LISTING
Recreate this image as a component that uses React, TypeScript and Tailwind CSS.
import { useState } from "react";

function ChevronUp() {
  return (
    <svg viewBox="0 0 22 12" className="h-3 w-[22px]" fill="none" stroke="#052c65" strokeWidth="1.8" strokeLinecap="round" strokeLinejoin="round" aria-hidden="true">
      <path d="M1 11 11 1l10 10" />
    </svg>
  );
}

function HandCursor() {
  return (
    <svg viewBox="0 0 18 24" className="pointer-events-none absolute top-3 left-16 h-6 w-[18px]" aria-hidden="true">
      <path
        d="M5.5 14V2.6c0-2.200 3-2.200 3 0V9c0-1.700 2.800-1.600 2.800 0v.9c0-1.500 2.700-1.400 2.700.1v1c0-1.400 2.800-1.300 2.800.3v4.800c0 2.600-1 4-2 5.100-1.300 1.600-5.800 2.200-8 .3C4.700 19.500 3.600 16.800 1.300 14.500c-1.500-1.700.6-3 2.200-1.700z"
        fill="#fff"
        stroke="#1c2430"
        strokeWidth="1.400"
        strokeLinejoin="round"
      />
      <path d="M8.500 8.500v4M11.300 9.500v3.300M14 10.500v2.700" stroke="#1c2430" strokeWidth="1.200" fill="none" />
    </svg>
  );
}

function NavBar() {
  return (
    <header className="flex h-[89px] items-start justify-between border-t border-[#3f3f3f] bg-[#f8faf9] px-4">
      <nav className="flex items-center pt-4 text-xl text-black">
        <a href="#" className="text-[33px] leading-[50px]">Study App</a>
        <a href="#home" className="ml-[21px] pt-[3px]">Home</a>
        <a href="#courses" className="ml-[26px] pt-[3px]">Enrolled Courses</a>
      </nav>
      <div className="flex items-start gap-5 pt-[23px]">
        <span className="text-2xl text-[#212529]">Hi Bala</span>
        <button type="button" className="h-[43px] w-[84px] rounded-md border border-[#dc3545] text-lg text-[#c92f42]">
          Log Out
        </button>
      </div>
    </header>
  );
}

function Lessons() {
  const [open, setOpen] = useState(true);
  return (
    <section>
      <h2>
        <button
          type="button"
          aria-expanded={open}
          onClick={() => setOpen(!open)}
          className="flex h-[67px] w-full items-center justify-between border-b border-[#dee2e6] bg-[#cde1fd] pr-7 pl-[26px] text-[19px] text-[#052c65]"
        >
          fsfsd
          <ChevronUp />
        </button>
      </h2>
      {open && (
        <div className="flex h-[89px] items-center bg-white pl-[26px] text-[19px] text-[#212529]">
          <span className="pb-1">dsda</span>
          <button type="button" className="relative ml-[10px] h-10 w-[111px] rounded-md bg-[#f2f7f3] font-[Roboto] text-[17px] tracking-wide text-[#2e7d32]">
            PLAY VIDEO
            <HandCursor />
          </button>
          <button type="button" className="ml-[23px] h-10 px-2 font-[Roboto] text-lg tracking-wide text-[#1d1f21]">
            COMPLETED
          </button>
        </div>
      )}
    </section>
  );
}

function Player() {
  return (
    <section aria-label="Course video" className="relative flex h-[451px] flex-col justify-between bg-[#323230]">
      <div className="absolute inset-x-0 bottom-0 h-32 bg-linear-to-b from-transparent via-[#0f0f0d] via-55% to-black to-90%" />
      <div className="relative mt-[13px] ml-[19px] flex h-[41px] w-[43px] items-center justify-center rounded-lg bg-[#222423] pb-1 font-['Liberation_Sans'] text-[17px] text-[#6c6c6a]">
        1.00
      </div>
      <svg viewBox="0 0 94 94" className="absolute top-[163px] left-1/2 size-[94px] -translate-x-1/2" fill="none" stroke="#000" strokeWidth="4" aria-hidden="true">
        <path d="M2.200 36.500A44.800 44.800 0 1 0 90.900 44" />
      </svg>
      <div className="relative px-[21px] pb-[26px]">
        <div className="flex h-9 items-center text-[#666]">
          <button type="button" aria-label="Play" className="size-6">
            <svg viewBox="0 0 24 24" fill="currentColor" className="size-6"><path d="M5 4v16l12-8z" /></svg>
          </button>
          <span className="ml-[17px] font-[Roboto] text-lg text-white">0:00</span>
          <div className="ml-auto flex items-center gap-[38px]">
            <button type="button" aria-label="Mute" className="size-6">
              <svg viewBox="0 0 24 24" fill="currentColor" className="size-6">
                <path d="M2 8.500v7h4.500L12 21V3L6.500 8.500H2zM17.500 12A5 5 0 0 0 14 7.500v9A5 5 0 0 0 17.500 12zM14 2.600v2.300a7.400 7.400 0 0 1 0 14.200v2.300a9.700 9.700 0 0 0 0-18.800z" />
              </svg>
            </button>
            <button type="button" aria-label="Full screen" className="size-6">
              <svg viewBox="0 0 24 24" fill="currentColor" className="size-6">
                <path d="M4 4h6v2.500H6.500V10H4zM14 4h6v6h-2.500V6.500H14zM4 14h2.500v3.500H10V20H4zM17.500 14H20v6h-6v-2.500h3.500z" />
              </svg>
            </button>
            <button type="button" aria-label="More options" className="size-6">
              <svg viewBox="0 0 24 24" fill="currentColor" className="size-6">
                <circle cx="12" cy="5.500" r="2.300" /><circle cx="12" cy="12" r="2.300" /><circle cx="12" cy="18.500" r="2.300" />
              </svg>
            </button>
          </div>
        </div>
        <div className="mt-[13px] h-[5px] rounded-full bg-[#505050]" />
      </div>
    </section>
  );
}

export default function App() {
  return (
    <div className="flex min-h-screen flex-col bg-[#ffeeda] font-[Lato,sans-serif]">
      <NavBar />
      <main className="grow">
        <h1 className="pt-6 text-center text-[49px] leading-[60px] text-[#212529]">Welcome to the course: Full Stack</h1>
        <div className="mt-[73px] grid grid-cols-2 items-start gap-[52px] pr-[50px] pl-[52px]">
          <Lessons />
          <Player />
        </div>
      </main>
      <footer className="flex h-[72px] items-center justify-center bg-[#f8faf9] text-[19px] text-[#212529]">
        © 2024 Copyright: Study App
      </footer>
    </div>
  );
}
...
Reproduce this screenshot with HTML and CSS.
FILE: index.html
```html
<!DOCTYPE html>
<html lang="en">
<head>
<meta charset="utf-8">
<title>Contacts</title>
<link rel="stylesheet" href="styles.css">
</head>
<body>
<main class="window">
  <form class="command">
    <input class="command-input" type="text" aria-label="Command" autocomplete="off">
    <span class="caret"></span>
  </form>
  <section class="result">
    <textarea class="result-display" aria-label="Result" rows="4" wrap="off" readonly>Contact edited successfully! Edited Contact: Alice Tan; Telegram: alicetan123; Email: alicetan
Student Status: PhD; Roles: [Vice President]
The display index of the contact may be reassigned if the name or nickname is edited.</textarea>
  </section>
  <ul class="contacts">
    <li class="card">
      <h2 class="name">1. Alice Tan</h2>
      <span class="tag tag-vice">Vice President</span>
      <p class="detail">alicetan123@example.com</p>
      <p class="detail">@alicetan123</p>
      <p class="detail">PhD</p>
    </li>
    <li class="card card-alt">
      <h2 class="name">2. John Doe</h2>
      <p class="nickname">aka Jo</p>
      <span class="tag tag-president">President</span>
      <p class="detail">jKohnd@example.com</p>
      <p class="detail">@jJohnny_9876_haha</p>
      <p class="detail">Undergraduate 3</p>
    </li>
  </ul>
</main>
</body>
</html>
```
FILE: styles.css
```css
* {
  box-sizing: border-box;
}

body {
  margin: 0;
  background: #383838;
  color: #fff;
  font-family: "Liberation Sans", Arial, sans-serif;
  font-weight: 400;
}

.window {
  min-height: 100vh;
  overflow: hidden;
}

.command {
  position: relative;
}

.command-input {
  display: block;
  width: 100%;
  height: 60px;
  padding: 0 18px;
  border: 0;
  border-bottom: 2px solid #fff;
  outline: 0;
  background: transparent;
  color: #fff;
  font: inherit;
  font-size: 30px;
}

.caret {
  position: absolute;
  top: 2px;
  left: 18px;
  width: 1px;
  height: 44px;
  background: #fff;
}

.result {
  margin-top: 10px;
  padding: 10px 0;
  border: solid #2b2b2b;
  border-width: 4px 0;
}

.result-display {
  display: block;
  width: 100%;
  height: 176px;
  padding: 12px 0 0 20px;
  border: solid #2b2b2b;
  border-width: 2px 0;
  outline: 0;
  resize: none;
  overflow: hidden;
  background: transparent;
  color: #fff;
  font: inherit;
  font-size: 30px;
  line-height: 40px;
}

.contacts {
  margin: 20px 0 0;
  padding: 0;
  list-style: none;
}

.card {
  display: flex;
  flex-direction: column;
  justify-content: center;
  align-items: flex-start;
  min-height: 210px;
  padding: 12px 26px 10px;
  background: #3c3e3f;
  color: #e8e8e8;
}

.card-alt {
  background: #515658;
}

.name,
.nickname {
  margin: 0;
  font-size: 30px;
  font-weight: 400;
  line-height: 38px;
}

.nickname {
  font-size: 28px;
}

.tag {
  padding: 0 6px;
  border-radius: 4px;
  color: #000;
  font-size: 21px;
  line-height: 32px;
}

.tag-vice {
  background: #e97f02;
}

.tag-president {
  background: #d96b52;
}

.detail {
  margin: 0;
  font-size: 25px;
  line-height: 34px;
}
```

GIVEN REQUEST
Find every line in the records above that contains the word "this", and copy each one.

EXERCISE SOLUTION
Recreate this image as a component that uses React, TypeScript and Tailwind CSS.
Reproduce this screenshot with HTML and CSS.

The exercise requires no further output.